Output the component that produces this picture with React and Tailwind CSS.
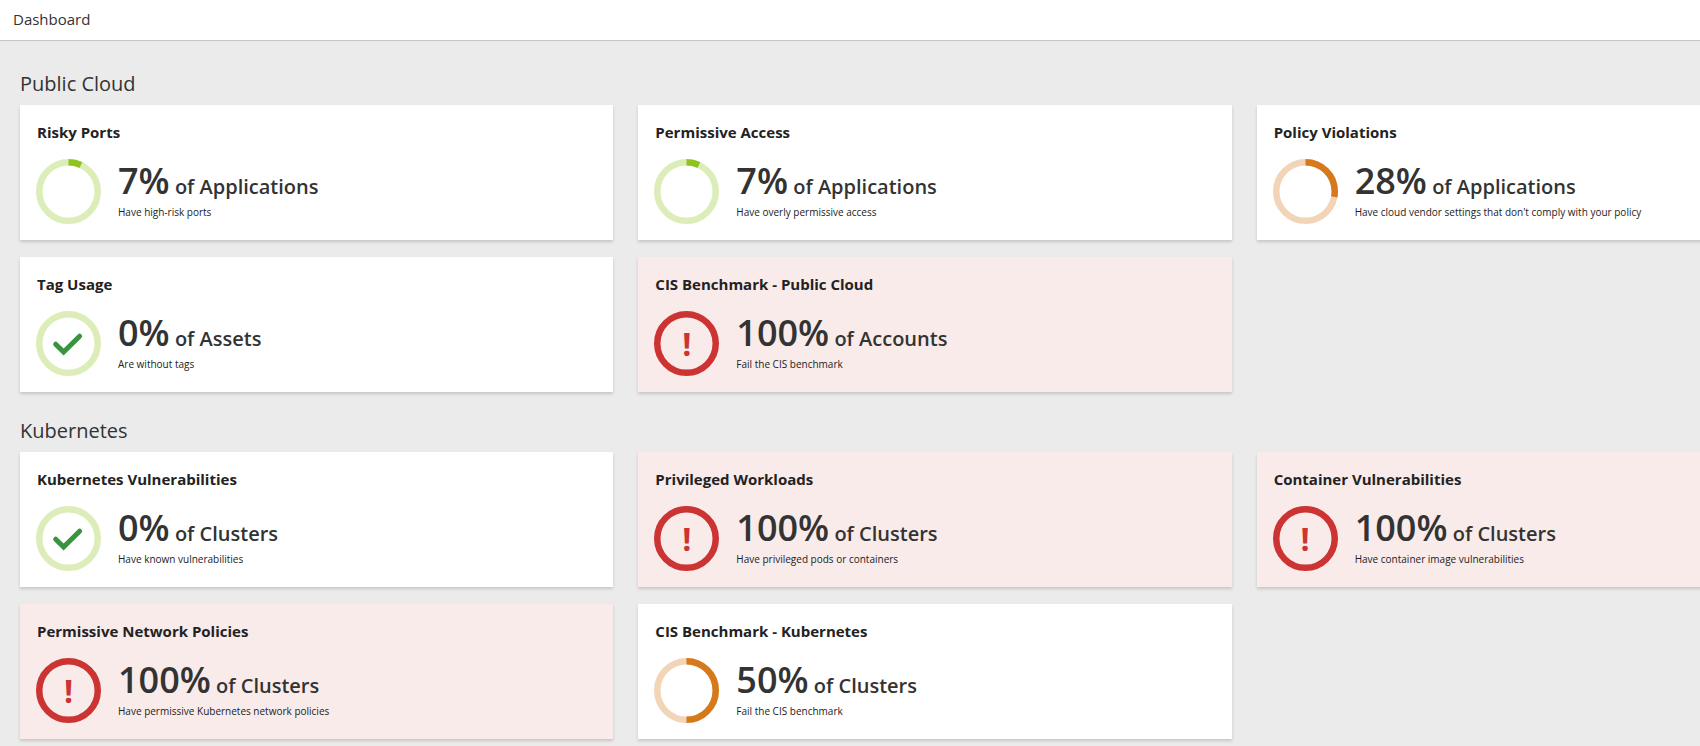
const tones = {
  green: { track: "#dcedb9", fill: "#8fc31f" },
  orange: { track: "#f2d5b7", fill: "#d6791b" },
  red: { track: "#cc3333", fill: "#cc3333" },
};

const sections = [
  {
    title: "Public Cloud",
    cards: [
      { title: "Risky Ports", value: 7, unit: "Applications", note: "Have high-risk ports", tone: "green" },
      { title: "Permissive Access", value: 7, unit: "Applications", note: "Have overly permissive access", tone: "green" },
      { title: "Policy Violations", value: 28, unit: "Applications", note: "Have cloud vendor settings that don't comply with your policy", tone: "orange" },
      { title: "Tag Usage", value: 0, unit: "Assets", note: "Are without tags", tone: "green" },
      { title: "CIS Benchmark - Public Cloud", value: 100, unit: "Accounts", note: "Fail the CIS benchmark", tone: "red" },
    ],
  },
  {
    title: "Kubernetes",
    cards: [
      { title: "Kubernetes Vulnerabilities", value: 0, unit: "Clusters", note: "Have known vulnerabilities", tone: "green" },
      { title: "Privileged Workloads", value: 100, unit: "Clusters", note: "Have privileged pods or containers", tone: "red" },
      { title: "Container Vulnerabilities", value: 100, unit: "Clusters", note: "Have container image vulnerabilities", tone: "red" },
      { title: "Permissive Network Policies", value: 100, unit: "Clusters", note: "Have permissive Kubernetes network policies", tone: "red" },
      { title: "CIS Benchmark - Kubernetes", value: 50, unit: "Clusters", note: "Fail the CIS benchmark", tone: "orange" },
    ],
  },
];

function Gauge({ value, tone }) {
  const { track, fill } = tones[tone];
  return (
    <div className="grid size-[65px] shrink-0 place-items-center *:col-start-1 *:row-start-1">
      <svg viewBox="0 0 65 65" className="size-full" fill="none" aria-hidden="true">
        <circle cx="32.5" cy="32.5" r="29.25" stroke={track} strokeWidth="6.5" />
        {value > 0 && value < 100 && (
          <circle
            cx="32.5"
            cy="32.5"
            r="29.25"
            stroke={fill}
            strokeWidth="6.5"
            pathLength="100"
            strokeDasharray={`${value} 100`}
            transform="rotate(-90 32.5 32.5)"
          />
        )}
        {value === 0 && (
          <path d="M19.7 33.2 27.6 41 43.6 25.2" stroke="#38943e" strokeWidth="5" strokeLinecap="round" />
        )}
      </svg>
      {value === 100 && (
        <span className="text-[32px] leading-8 font-bold text-[#cc3333]">!</span>
      )}
    </div>
  );
}

function Card({ title, value, unit, note, tone }) {
  return (
    <article
      className={`p-4 shadow-[0_2px_3px_rgba(0,0,0,0.16)] ${tone === "red" ? "bg-[#f9ebea]" : "bg-white"}`}
    >
      <h3 className="pl-px text-[15px] leading-[22px] font-bold text-[#222]">{title}</h3>
      <div className="mt-4 flex gap-[17px]">
        <Gauge value={value} tone={tone} />
        <div className="min-w-0">
          <p className="text-4xl leading-[44px] font-semibold text-[#333]">
            {value}%<span className="text-xl leading-none whitespace-pre"> of {unit}</span>
          </p>
          <p className="text-[10px] leading-[19px] text-[#222]">{note}</p>
        </div>
      </div>
    </article>
  );
}

export default function App() {
  return (
    <div className="min-h-screen overflow-x-hidden bg-[#ebebeb] font-['Open_Sans',sans-serif] text-[#333]">
      <header className="border-b border-[#c6c6c6] bg-white px-[13px] pt-[7px] pb-[9px]">
        <h1 className="text-[15px] leading-6">Dashboard</h1>
      </header>
      <main className="flex w-[110%] flex-col gap-[25px] px-5 pt-[29px] pb-[7px]">
        {sections.map((section) => (
          <section key={section.title}>
            <h2 className="text-xl leading-7">{section.title}</h2>
            <div className="mt-[7px] grid grid-cols-3 gap-x-[25px] gap-y-[17px]">
              {section.cards.map((card) => (
                <Card key={card.title} {...card} />
              ))}
            </div>
          </section>
        ))}
      </main>
    </div>
  );
}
··········
**Aim:**
Working from the material above, transcribe it exactly while omitting pictures.

**Finished task:**
Output the component that produces this picture with React and Tailwind CSS.
const tones = {
  green: { track: "#dcedb9", fill: "#8fc31f" },
  orange: { track: "#f2d5b7", fill: "#d6791b" },
  red: { track: "#cc3333", fill: "#cc3333" },
};

const sections = [
  {
    title: "Public Cloud",
    cards: [
      { title: "Risky Ports", value: 7, unit: "Applications", note: "Have high-risk ports", tone: "green" },
      { title: "Permissive Access", value: 7, unit: "Applications", note: "Have overly permissive access", tone: "green" },
      { title: "Policy Violations", value: 28, unit: "Applications", note: "Have cloud vendor settings that don't comply with your policy", tone: "orange" },
      { title: "Tag Usage", value: 0, unit: "Assets", note: "Are without tags", tone: "green" },
      { title: "CIS Benchmark - Public Cloud", value: 100, unit: "Accounts", note: "Fail the CIS benchmark", tone: "red" },
    ],
  },
  {
    title: "Kubernetes",
    cards: [
      { title: "Kubernetes Vulnerabilities", value: 0, unit: "Clusters", note: "Have known vulnerabilities", tone: "green" },
      { title: "Privileged Workloads", value: 100, unit: "Clusters", note: "Have privileged pods or containers", tone: "red" },
      { title: "Container Vulnerabilities", value: 100, unit: "Clusters", note: "Have container image vulnerabilities", tone: "red" },
      { title: "Permissive Network Policies", value: 100, unit: "Clusters", note: "Have permissive Kubernetes network policies", tone: "red" },
      { title: "CIS Benchmark - Kubernetes", value: 50, unit: "Clusters", note: "Fail the CIS benchmark", tone: "orange" },
    ],
  },
];

function Gauge({ value, tone }) {
  const { track, fill } = tones[tone];
  return (
    <div className="grid size-[65px] shrink-0 place-items-center *:col-start-1 *:row-start-1">
      <svg viewBox="0 0 65 65" className="size-full" fill="none" aria-hidden="true">
        <circle cx="32.5" cy="32.5" r="29.25" stroke={track} strokeWidth="6.5" />
        {value > 0 && value < 100 && (
          <circle
            cx="32.5"
            cy="32.5"
            r="29.25"
            stroke={fill}
            strokeWidth="6.5"
            pathLength="100"
            strokeDasharray={`${value} 100`}
            transform="rotate(-90 32.5 32.5)"
          />
        )}
        {value === 0 && (
          <path d="M19.7 33.2 27.6 41 43.6 25.2" stroke="#38943e" strokeWidth="5" strokeLinecap="round" />
        )}
      </svg>
      {value === 100 && (
        <span className="text-[32px] leading-8 font-bold text-[#cc3333]">!</span>
      )}
    </div>
  );
}

function Card({ title, value, unit, note, tone }) {
  return (
    <article
      className={`p-4 shadow-[0_2px_3px_rgba(0,0,0,0.16)] ${tone === "red" ? "bg-[#f9ebea]" : "bg-white"}`}
    >
      <h3 className="pl-px text-[15px] leading-[22px] font-bold text-[#222]">{title}</h3>
      <div className="mt-4 flex gap-[17px]">
        <Gauge value={value} tone={tone} />
        <div className="min-w-0">
          <p className="text-4xl leading-[44px] font-semibold text-[#333]">
            {value}%<span className="text-xl leading-none whitespace-pre"> of {unit}</span>
          </p>
          <p className="text-[10px] leading-[19px] text-[#222]">{note}</p>
        </div>
      </div>
    </article>
  );
}

export default function App() {
  return (
    <div className="min-h-screen overflow-x-hidden bg-[#ebebeb] font-['Open_Sans',sans-serif] text-[#333]">
      <header className="border-b border-[#c6c6c6] bg-white px-[13px] pt-[7px] pb-[9px]">
        <h1 className="text-[15px] leading-6">Dashboard</h1>
      </header>
      <main className="flex w-[110%] flex-col gap-[25px] px-5 pt-[29px] pb-[7px]">
        {sections.map((section) => (
          <section key={section.title}>
            <h2 className="text-xl leading-7">{section.title}</h2>
            <div className="mt-[7px] grid grid-cols-3 gap-x-[25px] gap-y-[17px]">
              {section.cards.map((card) => (
                <Card key={card.title} {...card} />
              ))}
            </div>
          </section>
        ))}
      </main>
    </div>
  );
}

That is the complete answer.